The NY Observer has an interesting article up in which several journalists are critical of the stage-manged "press conference" that Bush held last week.
"People ask me, ‘Do you wish you were back at the White House?’" Mr. Donaldson said. "And I say, ‘No, not really.’" But, said Mr. Donaldson, inflating his supersized larynx up to indignant, mega-bass proportions, "there are moments like Thursday night when—yeah—I want to be there!" It wasn’t just Sam. Somewhere Mike Deaver, Ronald Reagan’s media-fixing P.R. king, was smiling. But reporters on-site were alternately flabbergasted, flailing and embarrassed by the experience. None seemed to have the legs to get into the game. Mr. Bush ran out the clock on his hour of prime time, using it with the focus of Jimmy Dean selling sausage, snubbing tough reporters while calling on buddies, issuing one-size-fits-all talking points to all comers, giving the answers he wanted to the questions he didn’t. He even openly taunted one correspondent, CNN’s John King, for daring to ask a multi-part question.
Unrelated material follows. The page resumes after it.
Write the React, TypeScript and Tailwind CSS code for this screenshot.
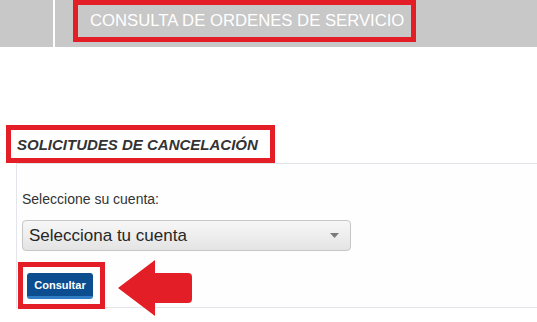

Considering that Bush worked off a list of Ari-approved journalists I wonder if we might see the beginnings of a shame campaign here. After all, if Dubya considers you worthy to call on that must mean he thinks you are compliant enough not to be to tough on him. In other words, being on Bush's chosen list should be a mark of dishonor for a journalist.
Mr. Bush worked from a podium-pasted pre-determined list of acceptable reporters to call upon. USA Today’s Larry McQuillan, on the White House beat since Jimmy Carter, said Mr. Bush’s homeroom-proctor sheet of preferred questioners managed to insult those didn’t appear on it—and make those who did seem like Karl Rove’s brown-nosers, the camp kids who got the best desserts. "The process in some ways demeaned the reporters who were called on as much as those who weren’t," Mr. McQuillan said.
"In some ways"? That's putting it mildly Mr. McQuillan.